Begin DATA PROVIDED
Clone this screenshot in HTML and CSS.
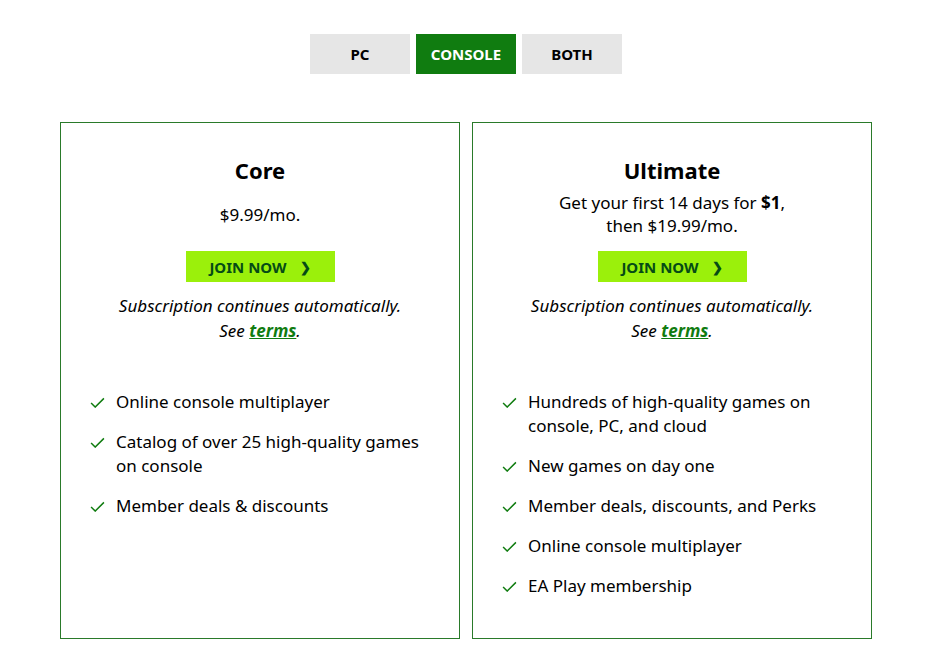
FILE: index.html
```html
<!DOCTYPE html>
<html lang="en">
<head>
<meta charset="utf-8">
<title>Xbox Game Pass plans</title>
<link rel="stylesheet" href="styles.css">
</head>
<body>
<main class="page">
  <div class="tabs">
    <button class="tab">PC</button>
    <button class="tab tab-active">CONSOLE</button>
    <button class="tab">BOTH</button>
  </div>
  <div class="cards">
    <section class="card">
      <h2 class="card-title">Core</h2>
      <div class="price"><p>$9.99/mo.</p></div>
      <a class="join" href="#">JOIN NOW <span class="chev">&#x276F;</span></a>
      <p class="note">Subscription continues automatically.<br>See <a class="terms" href="#">terms</a>.</p>
      <ul class="features">
        <li><svg class="check" viewBox="0 0 16 12"><path d="M1 6.5 L5.5 11 L15 1.5"/></svg><span>Online console multiplayer</span></li>
        <li><svg class="check" viewBox="0 0 16 12"><path d="M1 6.5 L5.5 11 L15 1.5"/></svg><span>Catalog of over 25 high-quality games on console</span></li>
        <li><svg class="check" viewBox="0 0 16 12"><path d="M1 6.5 L5.5 11 L15 1.5"/></svg><span>Member deals &amp; discounts</span></li>
      </ul>
    </section>
    <section class="card">
      <h2 class="card-title">Ultimate</h2>
      <div class="price"><p>Get your first 14 days for <b>$1</b>,<br>then $19.99/mo.</p></div>
      <a class="join" href="#">JOIN NOW <span class="chev">&#x276F;</span></a>
      <p class="note">Subscription continues automatically.<br>See <a class="terms" href="#">terms</a>.</p>
      <ul class="features">
        <li><svg class="check" viewBox="0 0 16 12"><path d="M1 6.5 L5.5 11 L15 1.5"/></svg><span>Hundreds of high-quality games on console, PC, and cloud</span></li>
        <li><svg class="check" viewBox="0 0 16 12"><path d="M1 6.5 L5.5 11 L15 1.5"/></svg><span>New games on day one</span></li>
        <li><svg class="check" viewBox="0 0 16 12"><path d="M1 6.5 L5.5 11 L15 1.5"/></svg><span>Member deals, discounts, and Perks</span></li>
        <li><svg class="check" viewBox="0 0 16 12"><path d="M1 6.5 L5.5 11 L15 1.5"/></svg><span>Online console multiplayer</span></li>
        <li><svg class="check" viewBox="0 0 16 12"><path d="M1 6.5 L5.5 11 L15 1.5"/></svg><span>EA Play membership</span></li>
      </ul>
    </section>
  </div>
</main>
</body>
</html>
```

FILE: styles.css
```css
* { box-sizing: border-box; }
html, body { margin: 0; padding: 0; background: #fff; }
body {
  font-family: "Noto Sans", "Open Sans", sans-serif;
  color: #000;
  font-size: 17px;
}
.page {
  width: 812px;
  margin: 0 0 0 60px;
  padding-top: 34px;
}
.tabs {
  display: flex;
  justify-content: center;
  gap: 6px;
}
.tab {
  width: 100px;
  height: 40px;
  border: 0;
  background: #e6e6e6;
  font-family: inherit;
  font-weight: 700;
  font-size: 15px;
  color: #000;
  padding: 0;
}
.tab-active { background: #107c10; color: #fff; }
.cards {
  display: grid;
  grid-template-columns: 400px 400px;
  gap: 12px;
  margin-top: 48px;
}
.card {
  border: 1px solid #2a7a2a;
  height: 517px;
  display: flex;
  flex-direction: column;
  align-items: center;
  padding-top: 31px;
}
.card-title {
  margin: 0;
  font-size: 22px;
  line-height: 32px;
  font-weight: 700;
}
.price {
  height: 54px;
  display: flex;
  align-items: center;
  text-align: center;
  margin-top: 1px;
}
.price p { margin: 0; line-height: 23px; }
.join {
  margin-top: 10px;
  width: 149px;
  height: 31px;
  background: #9bf00b;
  color: #054b16;
  text-decoration: none;
  font-weight: 700;
  font-size: 15px;
  display: flex;
  align-items: center;
  justify-content: center;
  gap: 13px;
}
.chev { font-size: 13px; }
.note {
  margin: 11px 0 0;
  font-style: italic;
  text-align: center;
  line-height: 25px;
}
.terms { color: #107c10; font-weight: 700; }
.features {
  list-style: none;
  margin: 47px 0 0;
  padding: 0 30px 0 29px;
  align-self: stretch;
}
.features li {
  display: flex;
  align-items: flex-start;
  gap: 11px;
  line-height: 24px;
  margin-bottom: 16px;
}
.check {
  width: 15px;
  height: 11px;
  flex: none;
  margin-top: 7px;
  fill: none;
  stroke: #107c10;
  stroke-width: 1.6;
}
```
End DATA PROVIDED
Write the listing above out again exactly, dropping each image.

Clone this screenshot in HTML and CSS.
FILE: index.html
```html
<!DOCTYPE html>
<html lang="en">
<head>
<meta charset="utf-8">
<title>Xbox Game Pass plans</title>
<link rel="stylesheet" href="styles.css">
</head>
<body>
<main class="page">
  <div class="tabs">
    <button class="tab">PC</button>
    <button class="tab tab-active">CONSOLE</button>
    <button class="tab">BOTH</button>
  </div>
  <div class="cards">
    <section class="card">
      <h2 class="card-title">Core</h2>
      <div class="price"><p>$9.99/mo.</p></div>
      <a class="join" href="#">JOIN NOW <span class="chev">&#x276F;</span></a>
      <p class="note">Subscription continues automatically.<br>See <a class="terms" href="#">terms</a>.</p>
      <ul class="features">
        <li><svg class="check" viewBox="0 0 16 12"><path d="M1 6.5 L5.5 11 L15 1.5"/></svg><span>Online console multiplayer</span></li>
        <li><svg class="check" viewBox="0 0 16 12"><path d="M1 6.5 L5.5 11 L15 1.5"/></svg><span>Catalog of over 25 high-quality games on console</span></li>
        <li><svg class="check" viewBox="0 0 16 12"><path d="M1 6.5 L5.5 11 L15 1.5"/></svg><span>Member deals &amp; discounts</span></li>
      </ul>
    </section>
    <section class="card">
      <h2 class="card-title">Ultimate</h2>
      <div class="price"><p>Get your first 14 days for <b>$1</b>,<br>then $19.99/mo.</p></div>
      <a class="join" href="#">JOIN NOW <span class="chev">&#x276F;</span></a>
      <p class="note">Subscription continues automatically.<br>See <a class="terms" href="#">terms</a>.</p>
      <ul class="features">
        <li><svg class="check" viewBox="0 0 16 12"><path d="M1 6.5 L5.5 11 L15 1.5"/></svg><span>Hundreds of high-quality games on console, PC, and cloud</span></li>
        <li><svg class="check" viewBox="0 0 16 12"><path d="M1 6.5 L5.5 11 L15 1.5"/></svg><span>New games on day one</span></li>
        <li><svg class="check" viewBox="0 0 16 12"><path d="M1 6.5 L5.5 11 L15 1.5"/></svg><span>Member deals, discounts, and Perks</span></li>
        <li><svg class="check" viewBox="0 0 16 12"><path d="M1 6.5 L5.5 11 L15 1.5"/></svg><span>Online console multiplayer</span></li>
        <li><svg class="check" viewBox="0 0 16 12"><path d="M1 6.5 L5.5 11 L15 1.5"/></svg><span>EA Play membership</span></li>
      </ul>
    </section>
  </div>
</main>
</body>
</html>
```

FILE: styles.css
```css
* { box-sizing: border-box; }
html, body { margin: 0; padding: 0; background: #fff; }
body {
  font-family: "Noto Sans", "Open Sans", sans-serif;
  color: #000;
  font-size: 17px;
}
.page {
  width: 812px;
  margin: 0 0 0 60px;
  padding-top: 34px;
}
.tabs {
  display: flex;
  justify-content: center;
  gap: 6px;
}
.tab {
  width: 100px;
  height: 40px;
  border: 0;
  background: #e6e6e6;
  font-family: inherit;
  font-weight: 700;
  font-size: 15px;
  color: #000;
  padding: 0;
}
.tab-active { background: #107c10; color: #fff; }
.cards {
  display: grid;
  grid-template-columns: 400px 400px;
  gap: 12px;
  margin-top: 48px;
}
.card {
  border: 1px solid #2a7a2a;
  height: 517px;
  display: flex;
  flex-direction: column;
  align-items: center;
  padding-top: 31px;
}
.card-title {
  margin: 0;
  font-size: 22px;
  line-height: 32px;
  font-weight: 700;
}
.price {
  height: 54px;
  display: flex;
  align-items: center;
  text-align: center;
  margin-top: 1px;
}
.price p { margin: 0; line-height: 23px; }
.join {
  margin-top: 10px;
  width: 149px;
  height: 31px;
  background: #9bf00b;
  color: #054b16;
  text-decoration: none;
  font-weight: 700;
  font-size: 15px;
  display: flex;
  align-items: center;
  justify-content: center;
  gap: 13px;
}
.chev { font-size: 13px; }
.note {
  margin: 11px 0 0;
  font-style: italic;
  text-align: center;
  line-height: 25px;
}
.terms { color: #107c10; font-weight: 700; }
.features {
  list-style: none;
  margin: 47px 0 0;
  padding: 0 30px 0 29px;
  align-self: stretch;
}
.features li {
  display: flex;
  align-items: flex-start;
  gap: 11px;
  line-height: 24px;
  margin-bottom: 16px;
}
.check {
  width: 15px;
  height: 11px;
  flex: none;
  margin-top: 7px;
  fill: none;
  stroke: #107c10;
  stroke-width: 1.6;
}
```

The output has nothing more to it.